Finding the Directional Derivative of a Multivariable Function

[Punkyc7]

find the directional derivative of z=2x^2-y^3 at (1,1)

is it just <4,-3>

 

[Dick]

That's the gradient. It's not a directional derivative. You can use the gradient to find directional derivatives, but it's not one by itself.

 

[Punkyc7]

so then how would you go about finding it because where not comparing it with another point... is it just 1

 

[Dick]

so then how would you go about finding it because where not comparing it with another point... is it just 1

The directional derivative at (1,1) is the derivative of f(x,y) in some direction. You need to specify the direction to find the directional derivative.
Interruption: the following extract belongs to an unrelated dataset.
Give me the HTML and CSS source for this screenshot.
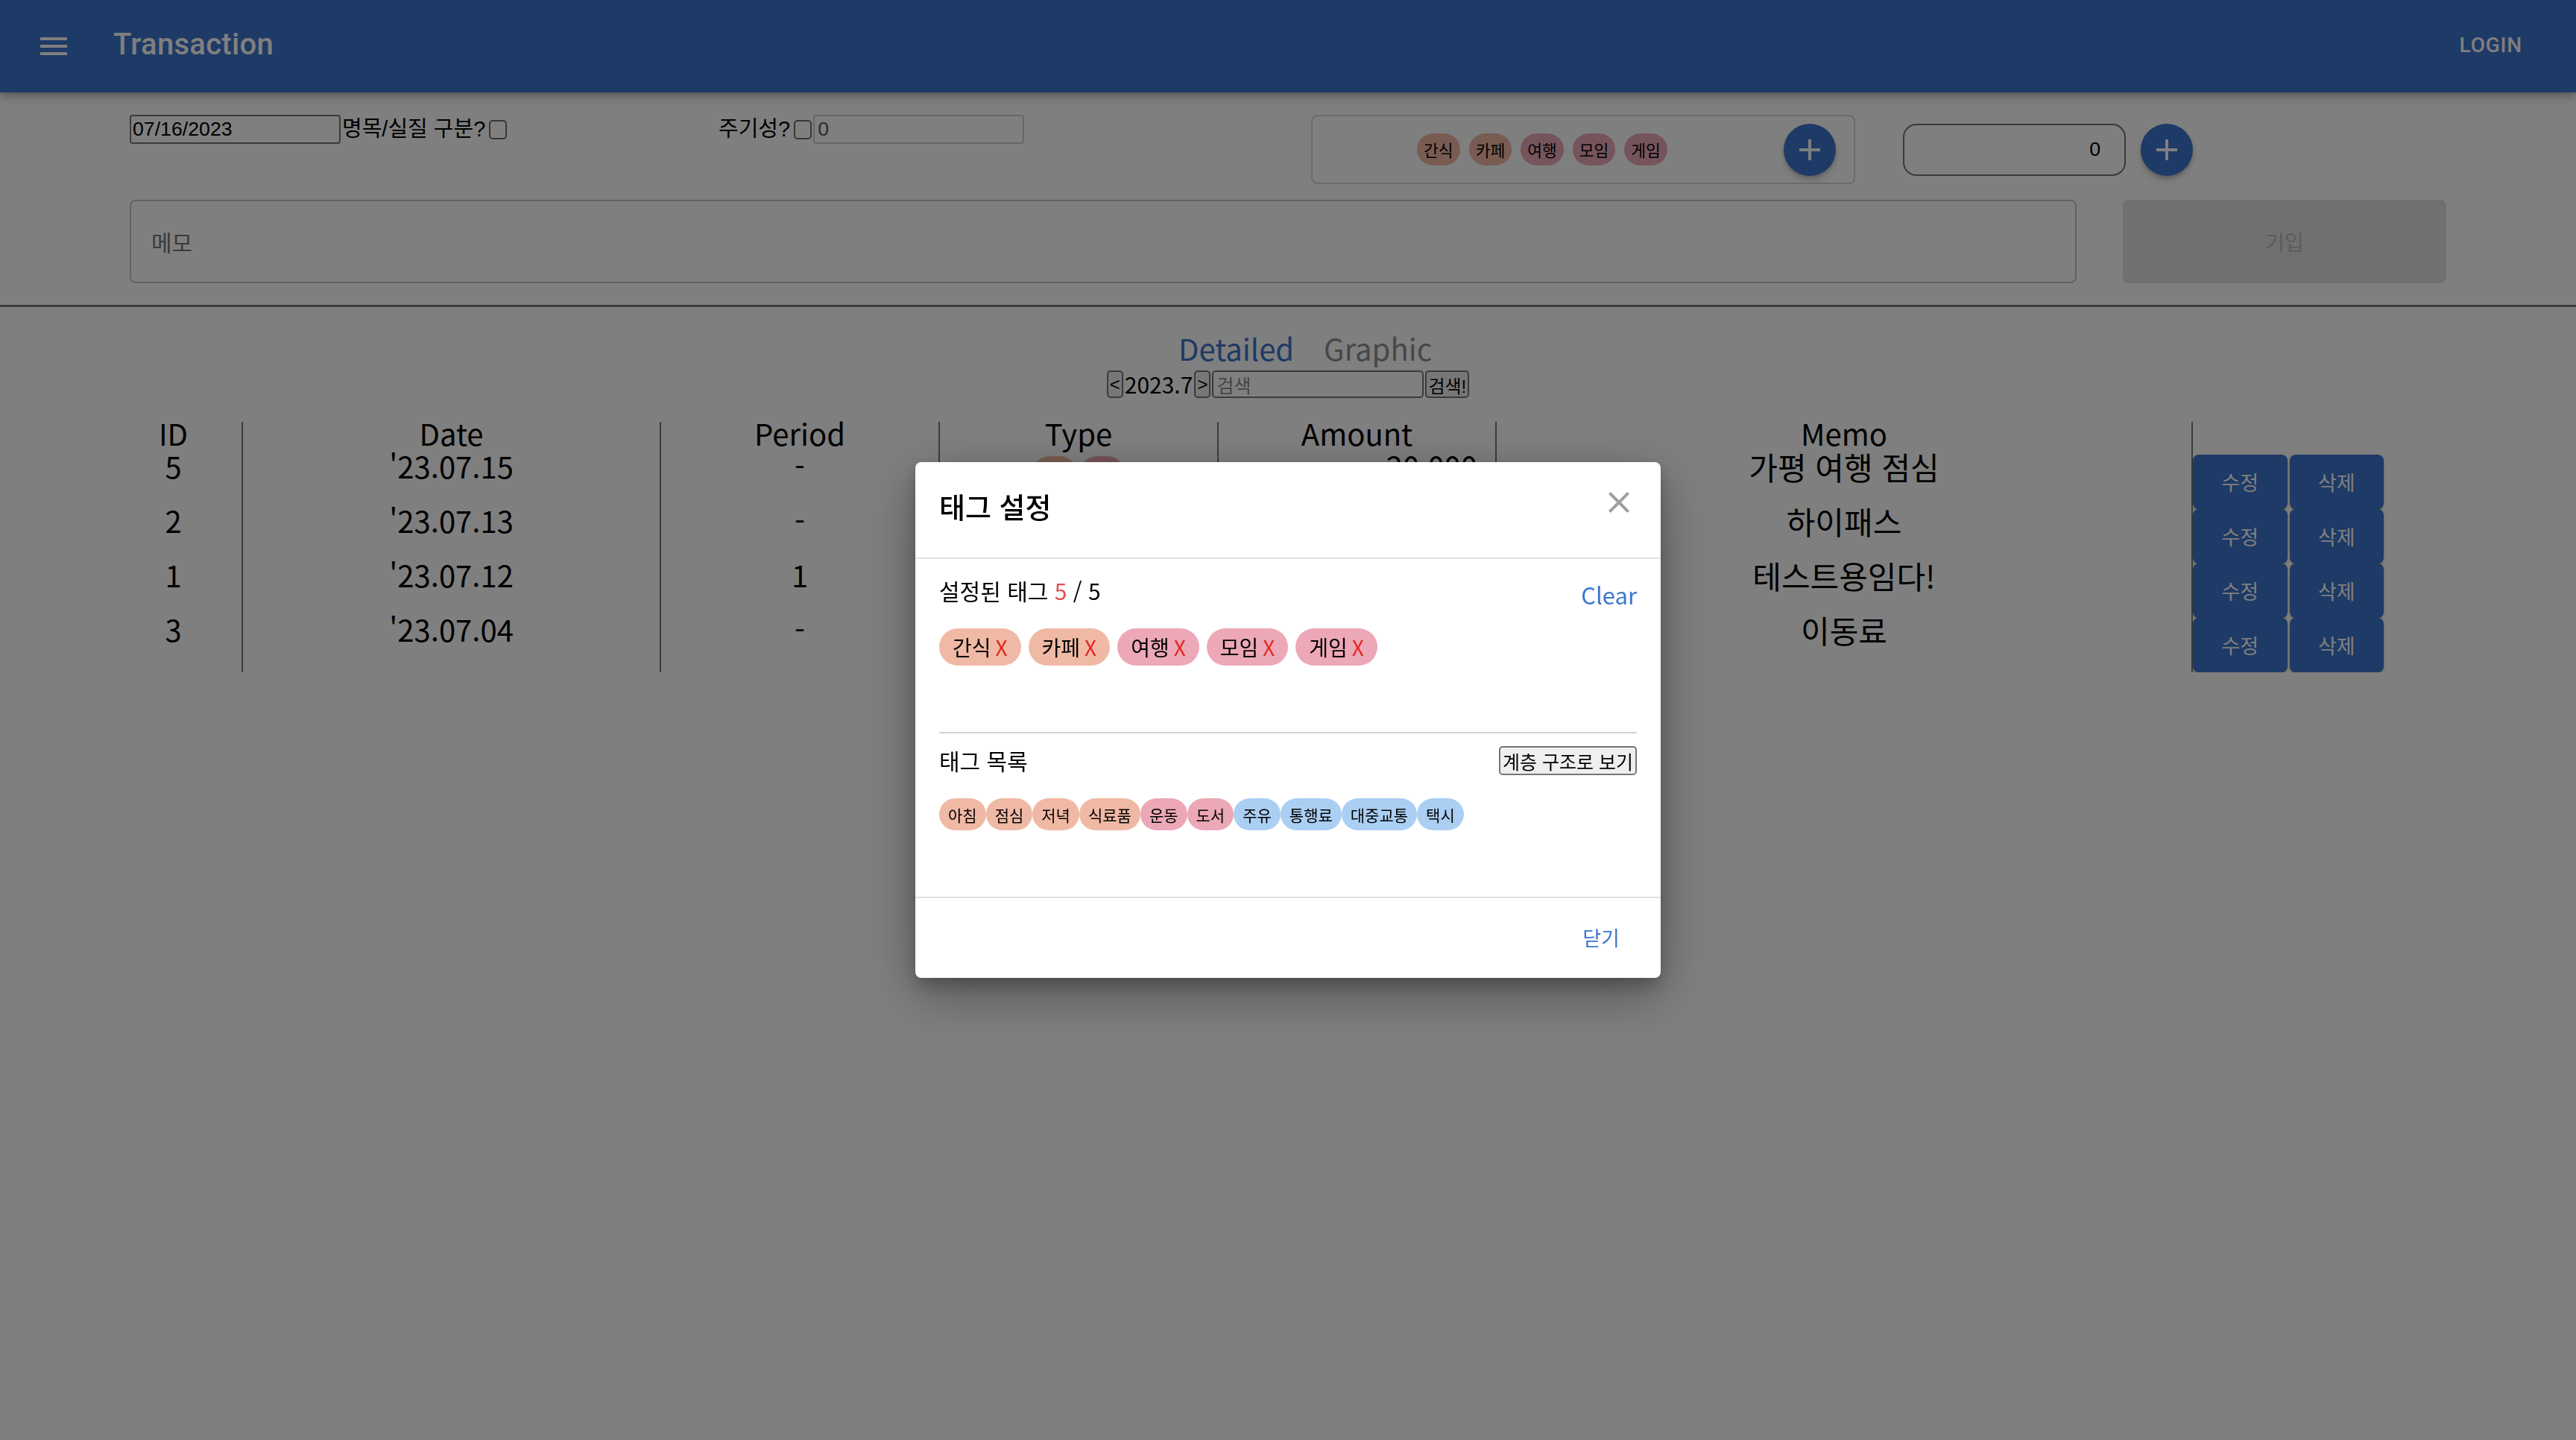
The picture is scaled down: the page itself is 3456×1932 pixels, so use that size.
FILE: index.html
```html
<!DOCTYPE html>
<html lang="ko">
<head>
<meta charset="utf-8">
<title>Transaction</title>
<link rel="stylesheet" href="styles.css">
</head>
<body>
<header class="appbar">
  <button class="menu-btn" aria-label="menu">
    <svg viewBox="0 0 24 24" width="48" height="48"><path d="M3 18h18v-2H3v2zm0-5h18v-2H3v2zm0-7v2h18V6H3z" fill="currentColor"/></svg>
  </button>
  <h1 class="app-title">Transaction</h1>
  <button class="login-btn">Login</button>
</header>

<section class="entry">
  <div class="entry-row">
    <div class="field-group">
      <input class="date-input" type="text" value="07/16/2023"><label class="field-label">명목/실질 구분?</label><input type="checkbox" class="check">
    </div>
    <div class="field-group">
      <label class="field-label">주기성?</label><input type="checkbox" class="check"><input class="period-input" type="text" value="0" disabled>
    </div>
    <div class="tag-box">
      <div class="tag-box-chips">
        <span class="chip chip-sm salmon">간식</span>
        <span class="chip chip-sm salmon">카페</span>
        <span class="chip chip-sm pink">여행</span>
        <span class="chip chip-sm pink">모임</span>
        <span class="chip chip-sm pink">게임</span>
      </div>
      <button class="fab" aria-label="add tag"><svg viewBox="0 0 24 24" width="48" height="48"><path d="M19 13h-6v6h-2v-6H5v-2h6V5h2v6h6v2z" fill="currentColor"/></svg></button>
    </div>
    <div class="amount-group">
      <input class="amount-input" type="text" value="0">
      <button class="fab" aria-label="add amount"><svg viewBox="0 0 24 24" width="48" height="48"><path d="M19 13h-6v6h-2v-6H5v-2h6V5h2v6h6v2z" fill="currentColor"/></svg></button>
    </div>
  </div>
  <div class="memo-row">
    <input class="memo-input" type="text" placeholder="메모">
    <button class="submit-btn" disabled>기입</button>
  </div>
</section>

<nav class="tabs">
  <button class="tab active">Detailed</button>
  <button class="tab">Graphic</button>
</nav>

<div class="month-nav">
  <button class="nav-btn">&lt;</button><span class="nav-month">2023.7</span><button class="nav-btn">&gt;</button><input class="search-input" type="text" placeholder="검색"><button class="nav-btn search-btn">검색!</button>
</div>

<table class="tx-table">
  <colgroup>
    <col class="c-id"><col class="c-date"><col class="c-period"><col class="c-type"><col class="c-amount"><col class="c-memo"><col class="c-actions">
  </colgroup>
  <thead>
    <tr><th>ID</th><th>Date</th><th>Period</th><th>Type</th><th>Amount</th><th>Memo</th><th></th></tr>
  </thead>
  <tbody>
    <tr>
      <td>5</td><td>'23.07.15</td><td>-</td>
      <td><div class="type-chips"><span class="chip chip-sm salmon">점심</span><span class="chip chip-sm pink">여행</span></div></td>
      <td class="amount">20,000</td><td class="memo">가평 여행 점심</td>
      <td><div class="actions"><button class="row-btn">수정</button><button class="row-btn">삭제</button></div></td>
    </tr>
    <tr>
      <td>2</td><td>'23.07.13</td><td>-</td>
      <td><div class="type-chips"><span class="chip chip-sm sky">통행료</span></div></td>
      <td class="amount">3,400</td><td class="memo">하이패스</td>
      <td><div class="actions"><button class="row-btn">수정</button><button class="row-btn">삭제</button></div></td>
    </tr>
    <tr>
      <td>1</td><td>'23.07.12</td><td>1</td>
      <td><div class="type-chips"><span class="chip chip-sm pink">도서</span></div></td>
      <td class="amount">12,000</td><td class="memo">테스트용임다!</td>
      <td><div class="actions"><button class="row-btn">수정</button><button class="row-btn">삭제</button></div></td>
    </tr>
    <tr>
      <td>3</td><td>'23.07.04</td><td>-</td>
      <td><div class="type-chips"><span class="chip chip-sm sky">대중교통</span></div></td>
      <td class="amount">1,250</td><td class="memo">이동료</td>
      <td><div class="actions"><button class="row-btn">수정</button><button class="row-btn">삭제</button></div></td>
    </tr>
  </tbody>
</table>

<div class="backdrop">
  <div class="dialog" role="dialog" aria-labelledby="dlg-title">
    <div class="dialog-header">
      <h2 class="dialog-title" id="dlg-title">태그 설정</h2>
      <button class="dialog-close" aria-label="close"><svg viewBox="0 0 24 24" width="48" height="48"><path d="M19 6.41 17.59 5 12 10.59 6.41 5 5 6.41 10.59 12 5 17.59 6.41 19 12 13.41 17.59 19 19 17.59 13.41 12z" fill="currentColor"/></svg></button>
    </div>
    <div class="dialog-content">
      <div class="tag-section selected">
        <div class="section-head">
          <span class="section-title">설정된 태그 <span class="count">5</span> / 5</span>
          <button class="clear-btn">Clear</button>
        </div>
        <div class="chip-row spaced">
          <span class="chip chip-lg salmon">간식 <span class="remove">X</span></span>
          <span class="chip chip-lg salmon">카페 <span class="remove">X</span></span>
          <span class="chip chip-lg pink">여행 <span class="remove">X</span></span>
          <span class="chip chip-lg pink">모임 <span class="remove">X</span></span>
          <span class="chip chip-lg pink">게임 <span class="remove">X</span></span>
        </div>
      </div>
      <div class="tag-section list">
        <div class="section-head centered">
          <span class="section-title small">태그 목록</span>
          <button class="native-btn">계층 구조로 보기</button>
        </div>
        <div class="chip-row">
          <span class="chip chip-md salmon">아침</span>
          <span class="chip chip-md salmon">점심</span>
          <span class="chip chip-md salmon">저녁</span>
          <span class="chip chip-md salmon">식료품</span>
          <span class="chip chip-md pink">운동</span>
          <span class="chip chip-md pink">도서</span>
          <span class="chip chip-md sky">주유</span>
          <span class="chip chip-md sky">통행료</span>
          <span class="chip chip-md sky">대중교통</span>
          <span class="chip chip-md sky">택시</span>
        </div>
      </div>
    </div>
    <div class="dialog-actions">
      <button class="close-btn">닫기</button>
    </div>
  </div>
</div>
</body>
</html>
```

FILE: styles.css
```css
* { box-sizing: border-box; }
html, body { margin: 0; padding: 0; }
body {
  background: #fff;
  color: #000;
  font-family: "Noto Sans CJK KR", sans-serif;
  overflow: hidden;
}
button { font-family: inherit; cursor: pointer; }

/* ---------- App bar ---------- */
.appbar {
  position: relative;
  z-index: 1;
  display: flex;
  align-items: center;
  height: 124px;
  padding: 0 48px;
  background: #3c74cc;
  color: #fff;
  box-shadow: 0 4px 8px -2px rgba(0,0,0,.25), 0 8px 10px 1px rgba(0,0,0,.12);
}
.menu-btn {
  display: flex;
  padding: 24px;
  margin: 0 32px 0 -24px;
  border: 0;
  background: none;
  color: inherit;
}
.app-title {
  flex: 1;
  margin: 0 0 4px;
  font: 500 40px/1.6 Roboto, sans-serif;
  letter-spacing: 0.3px;
}
.login-btn {
  margin-bottom: 3px;
  border: 0;
  background: none;
  color: #fff;
  font: 500 28px/1.75 Roboto, sans-serif;
  letter-spacing: 0.8px;
  text-transform: uppercase;
  padding: 12px 24px 12px 16px;
}

/* ---------- Entry form ---------- */
.entry {
  padding: 30px 174px 29px;
  border-bottom: 3px solid #7b7b7b;
}
.entry-row {
  display: grid;
  grid-template-columns: 790px 795px 794px auto;
  align-items: start;
  height: 93px;
}
.field-group {
  display: flex;
  align-items: center;
  font: 29px "Liberation Sans", "Noto Sans CJK KR", sans-serif;
}
.field-label { line-height: 39px; }
.date-input {
  width: 283px;
  height: 39px;
  margin: 0 2px 0 0;
  padding: 0 2px;
  border: 2px solid #767676;
  border-radius: 4px;
  background: #fff;
  color: #000;
  font: 26.7px "Liberation Sans", sans-serif;
}
.check {
  appearance: none;
  -webkit-appearance: none;
  flex: none;
  width: 24px;
  height: 26px;
  margin: 0 2px 0 5px;
  border: 2px solid #6f6f6f;
  border-radius: 5px;
  background: #fff;
}
.period-input {
  width: 283px;
  height: 39px;
  padding: 0 4px;
  border: 2px solid #cfcfcf;
  border-radius: 4px;
  background: #fff;
  color: #555;
  font: 26.7px "Liberation Sans", sans-serif;
}
.tag-box {
  display: flex;
  align-items: center;
  width: 730px;
  height: 93px;
  padding: 0 24px 0 0;
  border: 2px solid #d6d6d6;
  border-radius: 8px;
}
.tag-box-chips {
  flex: 1;
  display: flex;
  justify-content: center;
  gap: 12px;
  margin-right: 16px;
}
.fab {
  display: flex;
  align-items: center;
  justify-content: center;
  width: 70px;
  height: 70px;
  padding: 0;
  border: 0;
  border-radius: 50%;
  background: #3c74cc;
  color: #fff;
  box-shadow: 0 3px 5px -1px rgba(0,0,0,.2), 0 6px 10px rgba(0,0,0,.14);
}
.amount-group {
  align-self: center;
  display: flex;
  align-items: center;
  gap: 20px;
}
.amount-input {
  width: 299px;
  height: 70px;
  padding: 0 32px 0 12px;
  border: 2px solid #767676;
  border-radius: 18px;
  background: #fff;
  color: #000;
  text-align: right;
  font: 26.7px "Liberation Sans", sans-serif;
}
.memo-row {
  display: flex;
  gap: 62px;
  height: 112px;
  margin-top: 21px;
}
.memo-input {
  flex: 1;
  height: 112px;
  padding: 0 27px;
  border: 2px solid #c4c4c4;
  border-radius: 8px;
  background: #fff;
  font: 30px "Noto Sans CJK KR", sans-serif;
}
.memo-input::placeholder { color: #757575; }
.submit-btn {
  width: 434px;
  height: 112px;
  border: 0;
  border-radius: 8px;
  background: #e0e0e0;
  color: #b6b6b6;
  font-size: 28px;
}

/* ---------- Tabs & month navigation ---------- */
.tabs {
  display: flex;
  justify-content: center;
  gap: 40px;
  margin-top: 31px;
  padding-left: 46px;
}
.tab {
  padding: 0;
  border: 0;
  background: none;
  color: #8f8f8f;
  font-size: 40px;
  line-height: 48px;
}
.tab.active { color: #3c74cc; }

.month-nav {
  display: flex;
  justify-content: center;
  gap: 2px;
  height: 37px;
  margin-top: 6px;
}
.nav-btn {
  height: 37px;
  padding: 0 2px;
  border: 2px solid #767676;
  border-radius: 5px;
  background: #efefef;
  color: #000;
  font: 24px "Liberation Sans", "Noto Sans CJK KR", sans-serif;
}
.search-btn { font-size: 24px; }
.nav-month {
  font-size: 30px;
  line-height: 37px;
}
.search-input {
  width: 284px;
  height: 37px;
  padding: 0 4px;
  border: 2px solid #767676;
  border-radius: 5px;
  background: #fff;
  font: 25px "Noto Sans CJK KR", sans-serif;
}
.search-input::placeholder { color: #8a8a8a; }

/* ---------- Table ---------- */
.tx-table {
  width: 3057px;
  margin: 32px 0 0 141px;
  border-collapse: collapse;
  table-layout: fixed;
  font-size: 40px;
}
.c-id { width: 184px; }
.c-date { width: 561px; }
.c-period { width: 374px; }
.c-type { width: 374px; }
.c-amount { width: 373px; }
.c-memo { width: 934px; }
.c-actions { width: 257px; }
.tx-table th,
.tx-table td {
  padding: 0;
  line-height: 31px;
  text-align: center;
  vertical-align: top;
  font-weight: 400;
}
.tx-table th { padding-bottom: 13px; }
.tx-table th + th,
.tx-table td + td { border-left: 2px solid #7a7a7a; }
.tx-table td.amount { text-align: right; padding-right: 24px; }
.tx-table td.memo { font-size: 42px; }
.type-chips {
  display: flex;
  justify-content: center;
  gap: 6px;
  padding-top: 2px;
}
.actions {
  display: flex;
  gap: 3px;
}
.row-btn {
  width: 127px;
  height: 73px;
  padding: 0;
  border: 0;
  border-radius: 8px;
  background: #3c74cc;
  color: #fff;
  font-size: 27px;
  box-shadow: 0 3px 1px -2px rgba(0,0,0,.2), 0 2px 2px rgba(0,0,0,.14), 0 1px 5px rgba(0,0,0,.12);
}

/* ---------- Chips ---------- */
.chip {
  display: inline-flex;
  align-items: center;
  justify-content: center;
  white-space: nowrap;
  color: #000;
}
.chip-sm {
  height: 43px;
  padding: 0 9px;
  border-radius: 22px;
  font-size: 21.5px;
}
.chip-md {
  height: 43px;
  padding: 0 12px;
  border-radius: 22px;
  font-size: 21px;
}
.chip-lg {
  height: 50px;
  padding: 0 18px;
  border-radius: 25px;
  font-size: 28px;
}
.chip-lg .remove {
  margin-left: 6px;
  color: #e3261f;
}
.salmon { background: #f0b9a5; }
.pink { background: #eca8b6; }
.sky { background: #abcff3; }

/* ---------- Dialog ---------- */
.backdrop {
  position: fixed;
  inset: 0;
  z-index: 10;
  display: flex;
  align-items: center;
  justify-content: center;
  background: rgba(0,0,0,.5);
}
.dialog {
  width: 1000px;
  overflow: hidden;
  border-radius: 8px;
  background: #fff;
  box-shadow: 0 22px 70px rgba(0,0,0,.35), 0 10px 20px rgba(0,0,0,.2);
}
.dialog-header {
  position: relative;
  display: flex;
  align-items: center;
  height: 130px;
  padding: 0 32px 12px;
  border-bottom: 2px solid #e0e0e0;
}
.dialog-title {
  margin: 0;
  font-size: 38px;
  font-weight: 500;
}
.dialog-close {
  position: absolute;
  top: 30px;
  right: 32px;
  display: flex;
  padding: 0;
  border: 0;
  background: none;
  color: #9e9e9e;
}
.dialog-content { padding: 0 32px; }
.tag-section.selected {
  padding: 22px 0 89px;
  border-bottom: 2px solid #d2d2d2;
}
.tag-section.list { padding: 17px 0 89px; }
.section-head {
  display: flex;
  justify-content: space-between;
  align-items: flex-start;
  height: 40px;
}
.section-head.centered {
  align-items: center;
  height: 39px;
}
.section-title {
  font-size: 30px;
  line-height: 40px;
}
.section-title.small {
  font-size: 30px;
  line-height: 39px;
}
.count { color: #e84a4a; }
.clear-btn {
  padding: 6px 0 0;
  border: 0;
  background: none;
  color: #3b76d0;
  font-size: 31px;
  line-height: 40px;
}
.native-btn {
  height: 39px;
  padding: 0 3px;
  border: 2px solid #767676;
  border-radius: 5px;
  background: #efefef;
  color: #000;
  font-size: 25px;
}
.chip-row {
  display: flex;
  margin-top: 31px;
}
.chip-row.spaced { gap: 10px; }
.dialog-actions {
  display: flex;
  justify-content: flex-end;
  align-items: center;
  height: 109px;
  padding: 0 16px 3px 0;
  border-top: 2px solid #e0e0e0;
}
.close-btn {
  min-width: 128px;
  padding: 12px 16px;
  border: 0;
  background: none;
  color: #3b76d0;
  font-size: 27px;
}
```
Suppose I told you the direction is <u,v>. What's the directional derivative in that direction?

 

[Punkyc7]

u-1, v-1 and you would dot that with our gradient

 

[Punkyc7]

we would have to make those unit vector though

 

[Dick]

u-1, v-1 and you would dot that with our gradient

Ok, if (u,v) is a point and you want the directional derivative in the direction which is the difference between (1,1) and (u,v), then sure, it's <u-1,v-1>.<4,-3>. If you are just given the direction <u,v>, I'd say it's <u,v>.<4,-3>. Since they didn't give you a direction I'm not sure what they are asking.

 

[Dick]

we would have to make those unit vector though

If that's your definition of directional derivative, then absolutely, normalize them. The point is that all you can say is that it is the dot product of the gradient with the direction.